Aron Czechowicz was born in 1904 in Warsaw. He was a shoemaker and a merchant by profession, he had a shop at 20 Solna Street, he lived with his family at 63 Leszno Street, and in the summer of 1942 he worked for Toebbens. He was deported to Treblinka on September 9, 1942, where his two children died, his wife [she was 32] and mother, and a little later his brother-in-law. He escaped from the camp after a few weeks (at night), hidden in a pile of clothes. After the war, he lived in Łódź, then left for Venezuela.

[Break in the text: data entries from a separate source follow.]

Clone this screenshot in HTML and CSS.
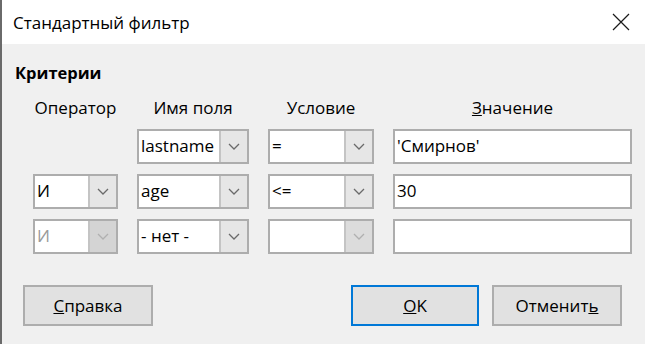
FILE: index.html
```html
<!DOCTYPE html>
<html lang="ru">
<head>
  <meta charset="UTF-8" />
  <title>Стандартный фильтр</title>
  <link rel="stylesheet" href="styles.css">
</head>
<body>
  <div class="dialog">
    <div class="titlebar">
      <span class="title">Стандартный фильтр</span>
      <svg class="close" width="18" height="18" viewBox="0 0 18 18">
        <path d="M1 1 L17 17 M17 1 L1 17" stroke="#1a1a1a" stroke-width="1.2" fill="none" />
      </svg>
    </div>

    <div class="content">
      <div class="section-title">Критерии</div>

      <div class="criteria"> <!-- encabezados y filas de condiciones -->
        <div class="head">Оператор</div>
        <div class="head">Имя поля</div>
        <div class="head">Условие</div>
        <div class="head"><u>З</u>начение</div>

        <div></div>
        <div class="combo"><span class="combo-text">lastname</span><span class="combo-btn"><svg width="12" height="7" viewBox="0 0 12 7"><path d="M1 1 L6 6 L11 1" /></svg></span></div>
        <div class="combo"><span class="combo-text">=</span><span class="combo-btn"><svg width="12" height="7" viewBox="0 0 12 7"><path d="M1 1 L6 6 L11 1" /></svg></span></div>
        <div class="field">'Смирнов'</div>

        <div class="combo"><span class="combo-text">И</span><span class="combo-btn"><svg width="12" height="7" viewBox="0 0 12 7"><path d="M1 1 L6 6 L11 1" /></svg></span></div>
        <div class="combo"><span class="combo-text">age</span><span class="combo-btn"><svg width="12" height="7" viewBox="0 0 12 7"><path d="M1 1 L6 6 L11 1" /></svg></span></div>
        <div class="combo"><span class="combo-text">&lt;=</span><span class="combo-btn"><svg width="12" height="7" viewBox="0 0 12 7"><path d="M1 1 L6 6 L11 1" /></svg></span></div>
        <div class="field">30</div>

        <div class="combo disabled"><span class="combo-text">И</span><span class="combo-btn"><svg width="12" height="7" viewBox="0 0 12 7"><path d="M1 1 L6 6 L11 1" /></svg></span></div>
        <div class="combo"><span class="combo-text">- нет -</span><span class="combo-btn"><svg width="12" height="7" viewBox="0 0 12 7"><path d="M1 1 L6 6 L11 1" /></svg></span></div>
        <div class="combo half-disabled"><span class="combo-text"></span><span class="combo-btn"><svg width="12" height="7" viewBox="0 0 12 7"><path d="M1 1 L6 6 L11 1" /></svg></span></div>
        <div class="field"></div>
      </div>

      <div class="buttons">
        <button class="btn"><u>С</u>правка</button>
        <div class="spacer"></div>
        <button class="btn default"><u>О</u>K</button>
        <button class="btn">Отменит<u>ь</u></button>
      </div>
    </div>
  </div>
</body>
</html>
```

FILE: styles.css
```css
body {
  margin: 0;
  font-family: "Open Sans", "Noto Sans", sans-serif;
  font-size: 17px;
  color: #000;
  background-color: #f0f0f0;
}

.dialog {
  width: 645px;
  height: 344px;
  box-sizing: border-box;
  border-left: 2px solid #6a6a6a;
  background-color: #f0f0f0;
  overflow: hidden;
}

.titlebar {
  height: 44px;
  background-color: #fff;
  display: flex;
  align-items: center;
  padding-left: 11px;
  padding-right: 15px;
}

.title {
  font-size: 17px;
  flex: 1;
}

.close {
  display: block;
}

.content {
  padding: 19px 0 0 13px;
}

.section-title {
  font-weight: bold;
  font-size: 16.5px;
  line-height: 20px;
}

.criteria {
  display: grid;
  grid-template-columns: 85px 112px 106px 239px;
  grid-template-rows: 22px 35px 35px 35px;
  column-gap: 19px;
  row-gap: 10px;
  margin-left: 18px;
  margin-top: 14px;
}

.head {
  text-align: center;
  line-height: 22px;
  white-space: nowrap;
}

.combo,
.field {
  display: flex;
  background-color: #fff;
  border: 2px solid #adadad;
  box-sizing: border-box;
}

.combo-text {
  flex: 1;
  padding-left: 2px;
  line-height: 30px;
  white-space: nowrap;
  overflow: hidden;
}

.combo-btn {
  width: 26px;
  background-color: #e6e6e6;
  border-left: 2px solid #c4c4c4;
  display: flex;
  align-items: center;
  justify-content: center;
}

.combo-btn path {
  stroke: #6a6a6a;
  stroke-width: 1.3;
  fill: none;
}

.field {
  padding-left: 2px;
  line-height: 30px;
}

.disabled .combo-text {
  color: #9a9a9a;
}

.disabled .combo-btn {
  background-color: #d4d4d4;
}

.disabled .combo-btn path,
.half-disabled .combo-btn path {
  stroke: #b0b0b0;
}

.half-disabled .combo-btn {
  background-color: #dcdcdc;
}

.buttons {
  display: flex;
  gap: 13px;
  margin-top: 31px;
  margin-left: 8px;
  width: 599px;
}

.spacer {
  flex: 1;
}

.btn {
  font-family: inherit;
  font-size: 17px;
  width: 130px;
  height: 41px;
  background-color: #e1e1e1;
  border: 2px solid #adadad;
  color: #000;
  padding: 0;
}

.btn.default {
  width: 128px;
  border: 2px solid #0078d7;
}
```
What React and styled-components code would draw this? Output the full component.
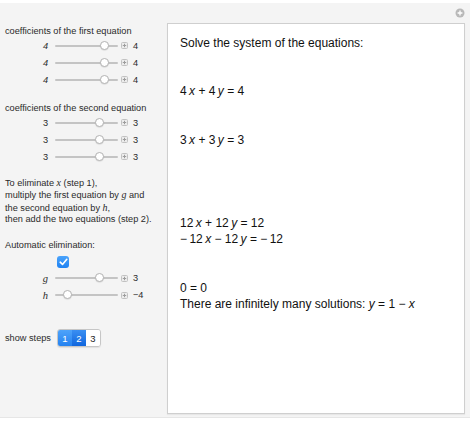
import React from "react";
import styled, { createGlobalStyle } from "styled-components";

const GlobalStyle = createGlobalStyle`
  html, body {
    margin: 0;
    padding: 0;
    background: #ffffff;
  }
  body {
    font-family: "Liberation Sans", Arial, sans-serif;
  }
`;

const Frame = styled.div`
  width: 470px;
  height: 415px;
  margin-top: 3px;
  background: #f4f4f4;
  display: flex;
  border-bottom: 1px solid #e6e6e6;
  box-sizing: border-box;
`;

const Controls = styled.div`
  width: 167px;
  padding-top: 23px;
  display: flex;
  flex-direction: column;
  font-size: 9.2px;
  color: #2a2a2a;
`;

const Heading = styled.div`
  padding-left: 5px;
  line-height: 11px;
  margin-top: ${({ $top }) => $top || 0}px;
  white-space: nowrap;
`;

const Note = styled.div`
  padding-left: 5px;
  margin-top: 12px;
  line-height: 11.4px;
  white-space: nowrap;
  i {
    font-family: "Liberation Serif", serif;
    font-size: 10px;
  }
`;

const Row = styled.div`
  display: flex;
  align-items: center;
  height: ${({ $h }) => $h || 17}px;
`;

const Label = styled.div`
  width: 48px;
  text-align: right;
  font-style: ${({ $italic }) => ($italic ? "italic" : "normal")};
  font-family: ${({ $serif }) =>
    $serif ? '"Liberation Serif", serif' : '"Liberation Sans", Arial, sans-serif'};
  font-size: ${({ $serif }) => ($serif ? "10.5px" : "9.2px")};
`;

const Track = styled.div`
  position: relative;
  width: 63px;
  height: 2px;
  margin-left: 7px;
  background: #c4c4c4;
  border-radius: 1px;
`;

const Thumb = styled.div`
  position: absolute;
  top: -4px;
  width: 9px;
  height: 9px;
  margin-left: -4.5px;
  border-radius: 50%;
  background: #ffffff;
  border: 1px solid #b5b5b5;
  box-sizing: border-box;
  box-shadow: 0 0.5px 1px rgba(0, 0, 0, 0.15);
`;

const PlusBox = styled.svg`
  margin-left: 3px;
  flex: none;
`;

const Value = styled.div`
  margin-left: 5px;
`;

const CheckRow = styled.div`
  height: 16px;
  display: flex;
  align-items: center;
  padding-left: 57px;
  margin-top: 3px;
`;

const Check = styled.div`
  width: 12px;
  height: 12px;
  border-radius: 3px;
  background: linear-gradient(#4aa3fb, #1f82f2);
  display: flex;
  align-items: center;
  justify-content: center;
`;

const StepsRow = styled.div`
  display: flex;
  align-items: center;
  padding-left: 5px;
  margin-top: 26px;
  height: 17px;
`;

const Segments = styled.div`
  display: flex;
  margin-left: 6px;
  border-radius: 3px;
  overflow: hidden;
  border: 1px solid #c6c6c6;
  box-shadow: 0 1px 1px rgba(0, 0, 0, 0.08);
`;

const Segment = styled.div`
  width: 14px;
  height: 16px;
  display: flex;
  align-items: center;
  justify-content: center;
  font-size: 9.5px;
  color: ${({ $on }) => ($on ? "#ffffff" : "#222222")};
  background: ${({ $on, $dark }) =>
    $on
      ? $dark
        ? "linear-gradient(#3a8ff2, #1167de)"
        : "linear-gradient(#4ea3fa, #2582f0)"
      : "#ffffff"};
`;

const Side = styled.div`
  flex: 1;
  display: flex;
  flex-direction: column;
  padding-right: 5px;
  padding-bottom: 3px;
`;

const TopBar = styled.div`
  height: 20px;
  display: flex;
  align-items: center;
  justify-content: flex-end;
  padding-bottom: 1px;
  box-sizing: border-box;
`;

const Panel = styled.div`
  flex: 1;
  background: #ffffff;
  border: 1px solid #cfcfcf;
  box-shadow: 0 1px 1px rgba(0, 0, 0, 0.05);
  padding: 11px 12px 0;
  font-size: 12px;
  color: #111111;
`;

const Line = styled.div`
  line-height: 16px;
  margin-top: ${({ $top }) => $top || 0}px;
  white-space: nowrap;
  i {
    font-style: italic;
  }
`;

const PlusIcon = () => (
  <PlusBox width="7" height="7" viewBox="0 0 7 7">
    <rect x="0.5" y="0.5" width="6" height="6" rx="1" fill="#ececec" stroke="#c2c2c2" />
    <path d="M3.5 1.8v3.4M1.8 3.5h3.4" stroke="#9c9c9c" strokeWidth="1" />
  </PlusBox>
);

const Slider = ({ label, value, pos, italic, serif }) => (
  <Row $h={17}>
    <Label $italic={italic} $serif={serif}>
      {label}
    </Label>
    <Track>
      <Thumb style={{ left: `${pos * 100}%` }} />
    </Track>
    <PlusIcon />
    <Value>{value}</Value>
  </Row>
);

const Eq = ({ parts }) => (
  <>
    {parts.map((p, i) =>
      p.v ? <i key={i}>{p.v}</i> : <span key={i}>{p}</span>
    )}
  </>
);

const App = () => {
  return (
    <>
      <GlobalStyle />
      <Frame>
        <Controls>
          <Heading>coefficients of the first equation</Heading>
          <Slider label="4" value="4" pos={0.78} italic />
          <Slider label="4" value="4" pos={0.78} italic />
          <Slider label="4" value="4" pos={0.78} italic />

          <Heading $top={15}>coefficients of the second equation</Heading>
          <Slider label="3" value="3" pos={0.71} />
          <Slider label="3" value="3" pos={0.71} />
          <Slider label="3" value="3" pos={0.71} />

          <Note>
            To eliminate <i>x</i> (step 1),
            <br />
            multiply the first equation by <i>g</i> and
            <br />
            the second equation by <i>h</i>,
            <br />
            then add the two equations (step 2).
          </Note>

          <Heading $top={14}>Automatic elimination:</Heading>
          <CheckRow>
            <Check>
              <svg width="9" height="8" viewBox="0 0 9 8">
                <path
                  d="M1.2 4.2L3.5 6.4L7.8 1.3"
                  fill="none"
                  stroke="#ffffff"
                  strokeWidth="1.6"
                  strokeLinecap="round"
                  strokeLinejoin="round"
                />
              </svg>
            </Check>
          </CheckRow>
          <Slider label="g" value="3" pos={0.71} italic serif />
          <Slider label="h" value="−4" pos={0.2} italic serif />

          <StepsRow>
            show steps
            <Segments>
              <Segment $on>1</Segment>
              <Segment $on $dark>2</Segment>
              <Segment>3</Segment>
            </Segments>
          </StepsRow>
        </Controls>

        <Side>
          <TopBar>
            <svg width="10" height="10" viewBox="0 0 10 10">
              <circle cx="5" cy="5" r="4.5" fill="#b9b9b9" />
              <path d="M5 2.6v4.8M2.6 5h4.8" stroke="#ffffff" strokeWidth="1.3" />
            </svg>
          </TopBar>
          <Panel>
            <Line>Solve the system of the equations:</Line>
            <Line $top={32}>
              <Eq parts={["4\u2009", { v: "x" }, " + 4\u2009", { v: "y" }, " = 4"]} />
            </Line>
            <Line $top={33}>
              <Eq parts={["3\u2009", { v: "x" }, " + 3\u2009", { v: "y" }, " = 3"]} />
            </Line>
            <Line $top={67}>
              <Eq parts={["12\u2009", { v: "x" }, " + 12\u2009", { v: "y" }, " = 12"]} />
            </Line>
            <Line>
              <Eq
                parts={["\u2212\u200912\u2009", { v: "x" }, " \u2212 12\u2009", { v: "y" }, " = \u2212\u200912"]}
              />
            </Line>
            <Line $top={33}>0 = 0</Line>
            <Line>
              There are infinitely many solutions: <i>y</i> = 1 − <i>x</i>
            </Line>
          </Panel>
        </Side>
      </Frame>
    </>
  );
};

export default App;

[In Treblinka] we went to work. I worked in the sorting plant for two days. Then they selected me for the Toten Lager (aka: second camp). They chose a few people every day. About 200 people worked there. Nearly nobody escaped from there. Rajzman knows how I got out of there, because I stuck to him afterwards. When they took me to this second camp, they immediately told me to grab one of the ladders. There were a lot of them there. The corpses from the gasworks were carried to the pits on these ladders. The corpses were piled up in front of the chamber. Each chamber had a barn-like door with a ramp in front of it. There were three gas chambers. […] At the beginning, when I got into this hell, I didn’t know what happened to me. I was completely out of my mind. [Then, while working in the forest, Czechowicz escaped to the group from the first camp. He worked in the sorting plant.] While sorting we stood by a pile of clothes and put them away: underwear to underwear, wool to wool, silk to silk, in piles, into sheets. Then it was tied up in bundles, and others carried it. Once a month or fortnight we loaded it onto wagons. So fast, under such beating, with such noise that heaps of rags several stories high disappeared in a flash, and in half an hour everything was loaded. Some sneaked into the carriages and left under the clothes, and then had to jump out of the small window. I haven’t been able to arrange that. One thought only haunted me: escape. I started to collect some money for this purpose. I already had a lot of gold and jewelry. All of the sudden – a search! Next to me [Germans] were looking through a bag of one, he had apples and onions. They didn’t notice me. Rajzman warned me: “Czechowicz, you will die.” Then I got scared and threw the whole haversack into the toilet.

We all wanted to escape, we planned how to do it. Rajzman said he had time and he was scheming with the Ukrainians to get out with their help, he and Anigsztajn.

I chose one, he was called Szoken. He’s already run off with rags once. He returned to Węgrów, and there they organized another operation and he got in for the second time, and again he reached Treblinka. He already knew what to do. He immediately grabbed a broom and began cleaning the wagon. […] I collected money and hid in rags. It happened that the money was lost, if the rags were moved. […] Rags, when they lie for a long time, become compact, you can make hiding places in them. We made these dimples, Szoken and I. […] It was about the end of October. I said to Shoken, “Listen, today by all means.” We made holes in our rags – carefully so that no one would notice. Szoken covered me with overcoats. Then he was covered by one boy from Częstochowa. […] I almost suffocated. Sweat, fear, anxiety. During the night I took off my overcoat to catch my breath. I was afraid that perhaps Szoken didn’t make it. This was my biggest concern. I stayed until 12 o’clock (I had a watch with luminous hands). We decided to escape at 01:30. At 12 o’clock I noticed that it was light in the square, that the inspection officer was walking around and checking. I fell back into my rags. It was light, because by the fence there were pits where corpses were burned and the fire was burning in these pits. At 01:30 I crawl and quietly call “Szoken”, but no one speaks. I went back to my closet and started crying. After 15 minutes I leave and call again. This time he called back. We both crawled into the pits. First there were pits, then an embankment and a fence.

Szoken jumped first. I took his hand. The fence was made of barbed wire intertwined with hemlock branches. The whole fence trembled. I leaned against the pole, climbed on the pole and jumped. Szoken was already in the grass on the other side. We kissed and cried.

We ran across the tracks into the forest. We walked all night. We got to Kosowo. There were still Jews there. I got my ID card in Kosowo and came to Warsaw, to Pelcowizna. When I was in Kosowo, 600 people from there were rushed on foot to Treblinka.

Szoken also left for Warsaw. He took part in an attempted uprising in January 1943. Wounded, he was brought to Treblinka and this time he died under the gas.